Petite Maman, la recensione | Roma 16
La storia di due bambine che intrecciano una relazione particolare diventa in Petite Maman un film troppo distante per potervi partecipare
C’è sempre un distacco nei film diretti da Céline Sciamma, uno che di volta in volta è sempre più accentuato, come se il suo stile puntasse in quella direzione. Se già Ritratto della giovane in fiamme si muoveva su territori complicati, non riuscendo sempre a fare di tutto quel distacco un’arma per ottenere il contrario (quando un’aria raffreddata riesce a rendere tutta l’emotività trattenuta con più forza di mille dichiarazioni o mille lacrime), Petite Maman sembra funzionare ancora meno.
Non era facile gestire due bambine e raccontarne le emozioni imponendo loro una recitazione grave, ponderosa e sempre molto seria. E infatti uccide molto del coinvolgimento di un film la cui storia è al tempo stesso un classico e un classico rivisitato, ma che capiamo troppo tardi e nella quale non riusciamo mai ad entrare.

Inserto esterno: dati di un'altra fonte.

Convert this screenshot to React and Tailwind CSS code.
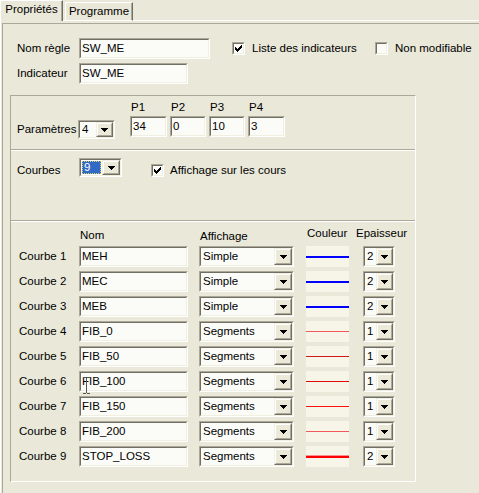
import React from "react";

const Sunken = ({ className = "", innerClassName = "", children }) => (
  <div className={"border border-t-[#aca899] border-l-[#aca899] border-b-white border-r-white " + className}>
    <div className={"h-full w-full border border-t-[#716f64] border-l-[#716f64] border-b-[#f1efe2] border-r-[#f1efe2] " + innerClassName}>
      {children}
    </div>
  </div>
);

const Arrow = () => (
  <svg width="7" height="4" viewBox="0 0 7 4" shapeRendering="crispEdges">
    <rect x="0" y="0" width="7" height="1" fill="#000" />
    <rect x="1" y="1" width="5" height="1" fill="#000" />
    <rect x="2" y="2" width="3" height="1" fill="#000" />
    <rect x="3" y="3" width="1" height="1" fill="#000" />
  </svg>
);

const DropButton = ({ w = "w-[17px]" }) => (
  <div className={"h-full shrink-0 border border-t-[#f1efe2] border-l-[#f1efe2] border-b-[#716f64] border-r-[#716f64] " + w}>
    <div className="flex h-full w-full items-center justify-center border border-t-white border-l-white border-b-[#aca899] border-r-[#aca899] bg-[#ece9d8]">
      <Arrow />
    </div>
  </div>
);

const TextInput = ({ className, value }) => (
  <Sunken className={className} innerClassName="flex items-center bg-[#fbfbf8] pl-[1px] leading-[13px]">
    <span>{value}</span>
  </Sunken>
);

const Combo = ({ className, value, btn = "w-[17px]", pad = "pl-[2px]" }) => (
  <Sunken className={className} innerClassName="flex bg-[#fbfbf8]">
    <div className={"flex flex-1 items-center leading-[13px] " + pad}>{value}</div>
    <DropButton w={btn} />
  </Sunken>
);

const Check = () => (
  <svg width="7" height="7" viewBox="0 0 7 7" shapeRendering="crispEdges">
    <rect x="6" y="0" width="1" height="1" fill="#000" />
    <rect x="5" y="1" width="2" height="1" fill="#000" />
    <rect x="0" y="2" width="1" height="1" fill="#000" />
    <rect x="4" y="2" width="3" height="1" fill="#000" />
    <rect x="0" y="3" width="2" height="1" fill="#000" />
    <rect x="3" y="3" width="3" height="1" fill="#000" />
    <rect x="0" y="4" width="5" height="1" fill="#000" />
    <rect x="1" y="5" width="3" height="1" fill="#000" />
    <rect x="2" y="6" width="1" height="1" fill="#000" />
  </svg>
);

const Checkbox = ({ checked, className = "" }) => (
  <Sunken className={"h-[13px] w-[13px] shrink-0 " + className} innerClassName="flex items-center justify-center bg-[#fbfbf8]">
    {checked ? <Check /> : null}
  </Sunken>
);

const rows = [
  { n: "Courbe 1", name: "MEH", aff: "Simple", ep: "2", line: "h-[2px] bg-[#0000ff]" },
  { n: "Courbe 2", name: "MEC", aff: "Simple", ep: "2", line: "h-[2px] bg-[#0000ff]" },
  { n: "Courbe 3", name: "MEB", aff: "Simple", ep: "2", line: "h-[2px] bg-[#0000ff]" },
  { n: "Courbe 4", name: "FIB_0", aff: "Segments", ep: "1", line: "h-px bg-[#f05a5a]" },
  { n: "Courbe 5", name: "FIB_50", aff: "Segments", ep: "1", line: "h-px bg-[#d01818]" },
  { n: "Courbe 6", name: "FIB_100", aff: "Segments", ep: "1", line: "h-px bg-[#e00808]" },
  { n: "Courbe 7", name: "FIB_150", aff: "Segments", ep: "1", line: "h-px bg-[#ff1010]" },
  { n: "Courbe 8", name: "FIB_200", aff: "Segments", ep: "1", line: "h-px bg-[#f05a5a]" },
  { n: "Courbe 9", name: "STOP_LOSS", aff: "Segments", ep: "2", line: "h-[3px] bg-[#ff0000] border-t border-t-[#f89090]" },
];

const params = [
  { p: "P1", v: "34", w: "w-[37px]" },
  { p: "P2", v: "0", w: "w-[36px]" },
  { p: "P3", v: "10", w: "w-[36px]" },
  { p: "P4", v: "3", w: "w-[37px]" },
];

export default function App() {
  return (
    <div className="relative flex h-[493px] w-[479px] flex-col overflow-hidden bg-[#e9e8d9] font-['Liberation_Sans',Arial,sans-serif] text-[11.5px] text-black">
      {/* Tabs */}
      <div className="flex h-[21px] shrink-0 items-end">
        <div className="relative z-10 flex h-[21px] w-[63px] justify-center border-l border-t border-r border-l-white border-t-white border-r-[#716f64] pt-[2px] leading-[13px] shadow-[inset_-1px_0_0_#aca899]">
          Propriétés
        </div>
        <div className="h-px w-[2px] bg-white" />
        <div className="flex h-[19px] w-[68px] justify-center border border-l-white border-t-white border-b-white border-r-[#716f64] pt-[2px] leading-[13px] shadow-[inset_-1px_0_0_#aca899]">
          Programme
        </div>
        <div className="h-px flex-1 bg-white" />
      </div>

      {/* Panel */}
      <div className="flex-1 border-l border-white pl-[1px] pt-[2px]">
        <div className="h-full border-l border-t border-[#aca899] pl-[7px] pt-[14px]">
          <div className="flex h-[21px] items-center pl-[7px]">
            <div className="w-[62px] leading-[13px]">Nom règle</div>
            <TextInput className="h-[21px] w-[131px]" value="SW_ME" />
            <div className="ml-[22px] flex w-[143px] items-center">
              <Checkbox checked />
              <span className="ml-[7px] leading-[13px]">Liste des indicateurs</span>
            </div>
            <Checkbox />
            <span className="ml-[7px] leading-[13px]">Non modifiable</span>
          </div>
          <div className="mt-[4px] flex h-[21px] items-center pl-[7px]">
            <div className="w-[62px] leading-[13px]">Indicateur</div>
            <TextInput className="h-[21px] w-[109px]" value="SW_ME" />
          </div>

          {/* Group box */}
          <div className="mt-[11px] flex h-[387px] w-[406px] flex-col border border-t-[#aca899] border-l-[#aca899] border-b-white border-r-white">
            {/* Paramètres */}
            <div className="flex h-[53px] items-start pl-[6px] pt-[5px]">
              <div className="mt-[22px] w-[61px] leading-[13px]">Paramètres</div>
              <Combo className="mt-[19px] h-[19px] w-[37px]" value="4" />
              <div className="ml-[15px] flex gap-[3px]">
                {params.map((x) => (
                  <div key={x.p} className={"flex flex-col " + x.w}>
                    <div className="h-[13px] pl-[1px] leading-[13px]">{x.p}</div>
                    <TextInput className="mt-[2px] h-[21px] w-full" value={x.v} />
                  </div>
                ))}
              </div>
            </div>
            <div className="h-px bg-[#aca899]" />
            <div className="h-px bg-white" />

            {/* Courbes */}
            <div className="flex h-[69px] items-start pl-[6px] pt-[7px]">
              <div className="mt-[6px] w-[62px] leading-[13px]">Courbes</div>
              <Sunken className="h-[19px] w-[43px]" innerClassName="flex bg-[#fbfbf8]">
                <div className="flex flex-1 p-[1px]">
                  <div className="flex w-full items-center border border-dotted border-[#d8d070] bg-[#316ac5] pl-[1px] leading-[13px] text-white">
                    9
                  </div>
                </div>
                <DropButton w="w-[18px]" />
              </Sunken>
              <Checkbox checked className="ml-[29px] mt-[6px]" />
              <span className="ml-[6px] mt-[6px] leading-[13px]">Affichage sur les cours</span>
            </div>
            <div className="h-px bg-[#aca899]" />
            <div className="h-px bg-white" />

            {/* Table */}
            <div className="flex-1 pl-[8px]">
              <div className="flex h-[24px] items-start">
                <div className="w-[60px]" />
                <div className="mt-[7px] w-[109px] pl-[1px] leading-[13px]">Nom</div>
                <div className="ml-[11px] mt-[8px] w-[95px] pl-[1px] leading-[13px]">Affichage</div>
                <div className="ml-[12px] mt-[5px] w-[43px] pl-[1px] leading-[13px]">Couleur</div>
                <div className="ml-[7px] mt-[5px] leading-[13px]">Epaisseur</div>
              </div>
              <div className="flex flex-col gap-[4px]">
                {rows.map((r) => (
                  <div key={r.n} className="flex h-[21px] items-center">
                    <div className="w-[60px] leading-[13px]">{r.n}</div>
                    <TextInput className="h-[21px] w-[109px]" value={r.name} />
                    <Combo className="ml-[11px] h-[21px] w-[95px]" value={r.aff} btn="w-[18px]" pad="pl-[2px]" />
                    <div className="ml-[12px] flex h-[21px] w-[43px] flex-col justify-center bg-[#f6f5e7]">
                      <div className={"w-full " + r.line} />
                    </div>
                    <Combo className="ml-[14px] h-[21px] w-[32px]" value={r.ep} btn="w-[17px]" pad="pl-[2px]" />
                  </div>
                ))}
              </div>
            </div>
          </div>
        </div>
      </div>

      {/* mouse I-beam cursor */}
      <svg className="absolute left-[83px] top-[377px]" width="7" height="17" viewBox="0 0 7 17" shapeRendering="crispEdges">
        <rect x="0" y="0" width="3" height="1" fill="#555" />
        <rect x="4" y="0" width="3" height="1" fill="#555" />
        <rect x="3" y="1" width="1" height="15" fill="#555" />
        <rect x="0" y="16" width="3" height="1" fill="#555" />
        <rect x="4" y="16" width="3" height="1" fill="#555" />
      </svg>
    </div>
  );
}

Le due attrici bambine ci tengono fuori dal racconto. Non siamo mai una di loro due ma siamo sempre qualcuno che le guarda, Céline Sciamma non vuole il loro di sguardo su una vicenda così particolare, ma vuole tenere il proprio. Solo che mentre le guardiamo non capiamo mai esattamente quel che provano o come lo vivano. I bambini possono tranquillamente essere un modo per raccontare sentimenti da adulti, quel che non possono raccontare sono sentimenti troppo complessi, perché per ovvie ragioni hanno un vissuto limitato e i contrasti che li animano possono essere tanti ma non gli stessi identici di un adulto. Questo invece sembra voler fare Petite Maman: lavorare con delle bambine non al medesimo livello degli adulti ma come se fossero adulte.